New York In a blow to the tobacco industry, a federal judge ruled Monday that a jury should decide whether tobacco companies must pay tens of millions of smokers up to $200 billion for allegedly duping them into buying light cigarettes over the past three decades.
The cigarette makers said they would appeal but their shares sank on Wall Street as the ruling granting class-action status to the case clouded what had appeared to be an improving legal environment for the industry.
Altria Group Inc., the parent of the nation's largest cigarette maker, Philip Morris USA Inc., said the ruling will delay its long-awaited restructuring plan, which includes a divestiture of its controlling stake in Kraft Foods Inc.
In a conference call Monday afternoon, a top Altria attorney, William S. Ohlemeyer, said that a prerequisite to pursuing the company's restructuring plan is clarity in the overall litigation environment.
"Today's decision is not a step toward clarity. It is a step back of sorts," he said.
His comments came only hours after U.S. District Judge Jack Weinstein granted class-action status to a lawsuit against Marlboro maker Philip Morris USA, its biggest U.S. rival R.J. Reynolds Tobacco Co. and other cigarette manufacturers.

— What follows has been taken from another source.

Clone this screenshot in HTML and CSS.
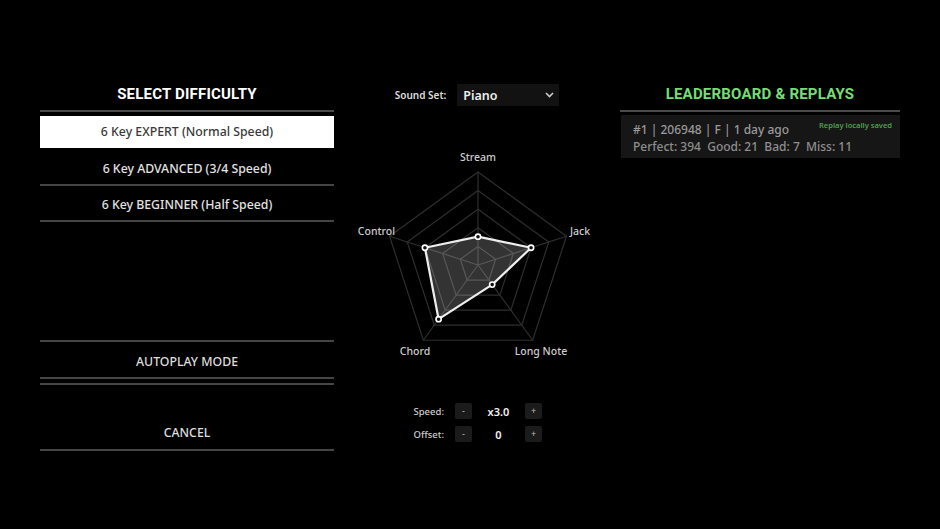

"The plaintiffs are entitled to the chance to prove their allegations," Weinstein said. The judge set a trial date of Jan. 22.
The tobacco companies prefer trying each case on its own, saying circumstances vary widely from one person to another.
"We obviously disagree with the ruling - strongly," said Theodore Grossman, an attorney for Reynolds American Inc.'s R.J. Reynolds Tobacco division. "The law doesn't support class certification."